I spent much of this week co-leading a Living Compass training retreat in Chicago, something I do on a fairly regular basis. In addition to people from Chicago and the Midwest, others come to these trainings from all around the country. This week we had participants from upstate New York, a rural community outside of Philadelphia in Pennsylvania, north central North Carolina, downtown Los Angeles, California, and the greater Chicago area. Everyone was coming to get trained in our Living Compass approach to wellness and wholeness so that they can then go back and offer Living Compass wellness programs in their own local communities. At these trainings we especially like to give visitors that come from farther away a little taste of what makes Chicago special. Free time is given to visit sites such as the Chicago Art Institute, Millennium Park, or perhaps to go to the top of one of Chicago's many famous skyscrapers. The highlight of our time together seems to be however, when we offer people the opportunity to not just to see something that has a long Chicago history, but to participate in something that is a signature creation of Chicago-and that is improv comedy.
Chicago has long been recognized as the home of improv comedy, a tradition that continues at comedy centers throughout the city such as Second City and the iO (Improv Olympics) Theater. Many of the original cast of of Saturday Night Live came from Second City, including Mike Myers, Tina Fey, Amy Sedaris, Stephen Colbert, Steve Carell, Chris Farley, Dan Ackroyd, and John Belushi. At our trainings in Chicago we bring in a team of four improv actors led by the Rev. Jess Elfring Roberts, deacon and youth leader in the Episcopal Diocese of Chicago. These four creative geniuses entertain us first and then, in no time, have us up participating in various improv games and scenes. As the evening of improv begins, it's not uncommon to hear someone say that they will not be participating in any of the improv games, only to find themselves flopping around the floor pretending to be a fish a short time later.
Improv comedy is not just great fun to watch and participate in; there are also great bits of wisdom about life and about wellness that it can teach us. An essential principle of improv is to have a "Yes, and..." mentality. This means that when your partner in a sketch says or does something, you always "go" with it, adding to what you have been given by your partner and further developing the scene and the action.
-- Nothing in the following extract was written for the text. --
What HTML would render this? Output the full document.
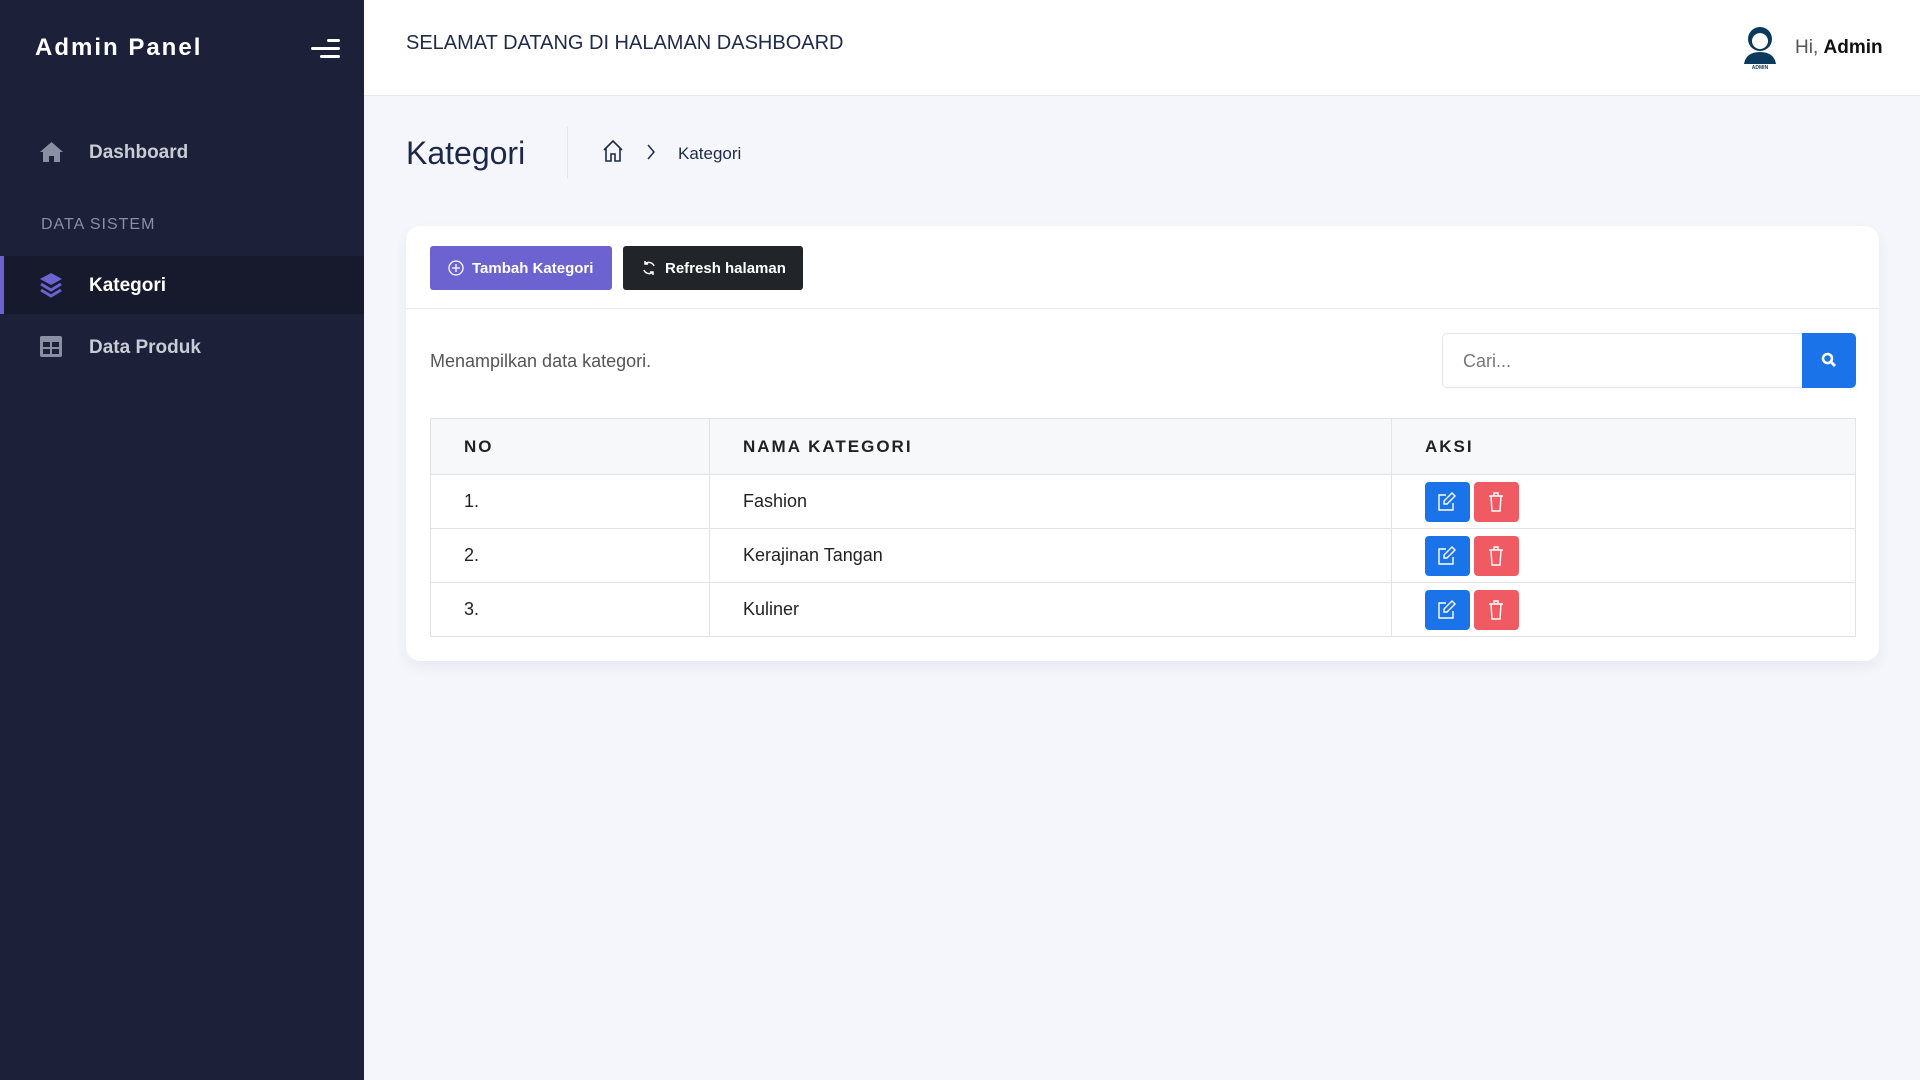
<!DOCTYPE html>
<html><head><meta charset="utf-8"><style>
*{box-sizing:border-box;margin:0;padding:0}
body{width:1920px;height:1080px;background:#f4f6fb;font-family:"Liberation Sans",sans-serif;position:relative;overflow:hidden;color:#1f2a4b}
.sb{position:absolute;left:0;top:0;width:364px;height:1080px;background:#1c2038}
.abs{position:absolute}
.logo{left:35px;top:34px;font-size:24px;font-weight:bold;color:#fff;letter-spacing:2px}
.ham span{position:absolute;height:3px;background:#fff;border-radius:2px}
.nav{font-size:19px;color:#c9ccd6;font-weight:bold}
.hdr{left:364px;top:0;width:1556px;height:96px;background:#fff;border-bottom:1px solid #e8eaef}
.card{left:406px;top:226px;width:1473px;height:435px;background:#fff;border-radius:14px;box-shadow:0 6px 14px rgba(30,40,80,.06)}
.btn{height:44px;border-radius:3px;color:#fff;font-size:15px;font-weight:bold;display:flex;align-items:center;gap:8px;padding-left:18px}
table{position:absolute;left:430px;top:418px;width:1426px;border-collapse:collapse;font-size:18px;color:#222}
td,th{border:1px solid #e2e3e6;height:54px;text-align:left;padding-left:33px;font-weight:normal}
th{background:#f7f8fa;height:56px;letter-spacing:2px;font-size:17px;font-weight:bold;color:#222}
.ab{display:inline-block;width:45px;height:40px;border-radius:4px;vertical-align:middle;position:relative}
.ab svg{position:absolute;left:12px;top:10px}
</style></head><body>
<div class="sb"></div>
<div class="abs logo">Admin Panel</div>
<div class="abs ham" style="left:311px;top:39px;width:30px;height:20px">
<span style="left:16px;top:0;width:13px"></span><span style="left:0;top:8px;width:29px"></span><span style="left:9px;top:16px;width:20px"></span></div>
<svg class="abs" style="left:39px;top:141px" width="25" height="22" viewBox="0 0 25 22"><path d="M12.5 1L1 11h3v10h6v-6h5v6h6V11h3z" fill="#8a8fa3"/></svg>
<div class="abs nav" style="left:89px;top:142px">Dashboard</div>
<div class="abs" style="left:41px;top:216px;font-size:16px;color:#8a8fa3;letter-spacing:1px">DATA SISTEM</div>
<div class="abs" style="left:0;top:256px;width:364px;height:58px;background:#161a2c;border-left:4px solid #6c63d0"></div>
<svg class="abs" style="left:39px;top:272px" width="24" height="26" viewBox="0 0 24 26"><path d="M12 1L1 7l11 6 11-6z" fill="#6c63d0"/><path d="M2 12l10 6 10-6M2 18l10 6 10-6" stroke="#6c63d0" stroke-width="3" fill="none"/></svg>
<div class="abs nav" style="left:89px;top:275px;color:#fff">Kategori</div>
<svg class="abs" style="left:40px;top:336px" width="22" height="21" viewBox="0 0 22 21"><rect x="0" y="0" width="22" height="21" rx="2" fill="#8a8fa3"/><rect x="3" y="6" width="7" height="5" fill="#1c2038"/><rect x="12" y="6" width="7" height="5" fill="#1c2038"/><rect x="3" y="13" width="7" height="5" fill="#1c2038"/><rect x="12" y="13" width="7" height="5" fill="#1c2038"/></svg>
<div class="abs nav" style="left:89px;top:337px">Data Produk</div>

<div class="abs hdr"></div>
<div class="abs" style="left:406px;top:32px;font-size:20px;color:#1f2a4b">SELAMAT DATANG DI HALAMAN DASHBOARD</div>
<svg class="abs" style="left:1742px;top:26px" width="36" height="44" viewBox="0 0 36 44"><circle cx="18" cy="13" r="12" fill="#0b3a5c"/><circle cx="18" cy="15" r="8" fill="#fff"/><path d="M10 11q8-8 16 0v-4q-8-6-16 0z" fill="#0b3a5c"/><path d="M2 38q2-12 16-12t16 12z" fill="#0b3a5c"/><text x="18" y="43" font-size="5" font-weight="bold" text-anchor="middle" fill="#0b3a5c" font-family="Liberation Sans">ADMIN</text></svg>
<div class="abs" style="left:1795px;top:37px;font-size:19px;color:#555">Hi, <b style="color:#111">Admin</b></div>

<div class="abs" style="left:406px;top:135px;font-size:32px;color:#1d2748">Kategori</div>
<div class="abs" style="left:567px;top:127px;width:1px;height:51px;background:#e3e5ea"></div>
<svg class="abs" style="left:601px;top:139px" width="24" height="24" viewBox="0 0 24 24" fill="none" stroke="#1f2a4b" stroke-width="1.6"><path d="M3 11L12 2l9 9M5 9v13h5v-7h4v7h5V9"/></svg>
<svg class="abs" style="left:646px;top:143px" width="10" height="18" viewBox="0 0 10 18" fill="none" stroke="#1f2a4b" stroke-width="1.5"><path d="M2 2l6 7-6 7"/></svg>
<div class="abs" style="left:678px;top:144px;font-size:17px;color:#1f2a4b">Kategori</div>

<div class="abs card"></div>
<div class="abs btn" style="left:430px;top:246px;width:182px;background:#6c63d0"><svg width="16" height="16" viewBox="0 0 16 16" fill="none" stroke="#fff" stroke-width="1.3"><circle cx="8" cy="8" r="7"/><path d="M8 4v8M4 8h8"/></svg>Tambah Kategori</div>
<div class="abs btn" style="left:623px;top:246px;width:180px;background:#212529"><svg width="16" height="16" viewBox="0 0 16 16" fill="none" stroke="#fff" stroke-width="1.5"><path d="M13 6A5.5 5.5 0 0 0 4 4M3 10a5.5 5.5 0 0 0 9 2"/><path d="M4 1v3h3M12 15v-3H9"/></svg>Refresh halaman</div>
<div class="abs" style="left:406px;top:308px;width:1473px;height:1px;background:#e8eaef"></div>
<div class="abs" style="left:430px;top:351px;font-size:18px;color:#555">Menampilkan data kategori.</div>
<div class="abs" style="left:1442px;top:333px;width:362px;height:55px;border:1px solid #e3e5ea;border-radius:5px 0 0 5px;background:#fff;font-size:18px;color:#777;padding:17px 0 0 20px">Cari...</div>
<div class="abs" style="left:1802px;top:333px;width:54px;height:55px;background:#1a73e8;border-radius:0 5px 5px 0"><svg style="position:absolute;left:19px;top:19px" width="16" height="16" viewBox="0 0 16 16"><circle cx="6.5" cy="6.5" r="4.5" fill="none" stroke="#fff" stroke-width="2.5"/><path d="M10 10l4 4" stroke="#fff" stroke-width="3"/></svg></div>

<table>
<tr><th style="width:279px">NO</th><th style="width:682px">NAMA KATEGORI</th><th>AKSI</th></tr>
<tr><td>1.</td><td>Fashion</td><td></td></tr>
<tr><td>2.</td><td>Kerajinan Tangan</td><td></td></tr>
<tr><td>3.</td><td>Kuliner</td><td></td></tr>
</table>
<div class="abs" style="left:1425px;top:482px;line-height:0">
<div><span class="ab" style="background:#1a73e8"><svg width="20" height="20" viewBox="0 0 20 20" fill="none" stroke="#fff" stroke-width="1.4"><path d="M9 3H2v15h14v-7"/><path d="M15 1l3 3-8 8H7V9z"/></svg></span> <span class="ab" style="background:#f05a62"><svg width="20" height="20" viewBox="0 0 20 20" fill="none" stroke="#fff" stroke-width="1.4"><path d="M3 4h14M8 4V1h4v3M5 4l1 15h8l1-15"/></svg></span></div>
<div style="margin-top:14px"><span class="ab" style="background:#1a73e8"><svg width="20" height="20" viewBox="0 0 20 20" fill="none" stroke="#fff" stroke-width="1.4"><path d="M9 3H2v15h14v-7"/><path d="M15 1l3 3-8 8H7V9z"/></svg></span> <span class="ab" style="background:#f05a62"><svg width="20" height="20" viewBox="0 0 20 20" fill="none" stroke="#fff" stroke-width="1.4"><path d="M3 4h14M8 4V1h4v3M5 4l1 15h8l1-15"/></svg></span></div>
<div style="margin-top:14px"><span class="ab" style="background:#1a73e8"><svg width="20" height="20" viewBox="0 0 20 20" fill="none" stroke="#fff" stroke-width="1.4"><path d="M9 3H2v15h14v-7"/><path d="M15 1l3 3-8 8H7V9z"/></svg></span> <span class="ab" style="background:#f05a62"><svg width="20" height="20" viewBox="0 0 20 20" fill="none" stroke="#fff" stroke-width="1.4"><path d="M3 4h14M8 4V1h4v3M5 4l1 15h8l1-15"/></svg></span></div>
</div>
</body></html>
You never block or question what your partner has just said or done, even if it seems ridiculous or impossible. If you are partner turns to you and says, with her hands out, "Here's a bowl with my pet goldfish in it, will you please take my goldfish for a walk," you don't say, "But I don't like goldfish," or, "You can't take a goldfish for a walk." Instead, you say something like, "Oh, I love goldfish-I think I have a goldfish leash in my drawer, let me put it on your fish right now."
With improv comedy, like life itself, we rarely know what someone else is going to say or do next, and so we have to remain totally present to what is being presented and completely open and flexible as to how we respond. These skills of a good improv actor are completely applicable to life in general. Being fully present to someone else and staying open and flexible as to how we will respond are true gifts that we can give to others and to ourselves.
Life doesn't come with a script. Life is improv. It unfolds and happens in the most surprising of ways and we are always creating the script as we go along. Being able to say, "Yes, and" to whatever life presents us, and being able to stay open and flexible in our responses are essential keys to wellness in our personal lives, our homes, and our places of work.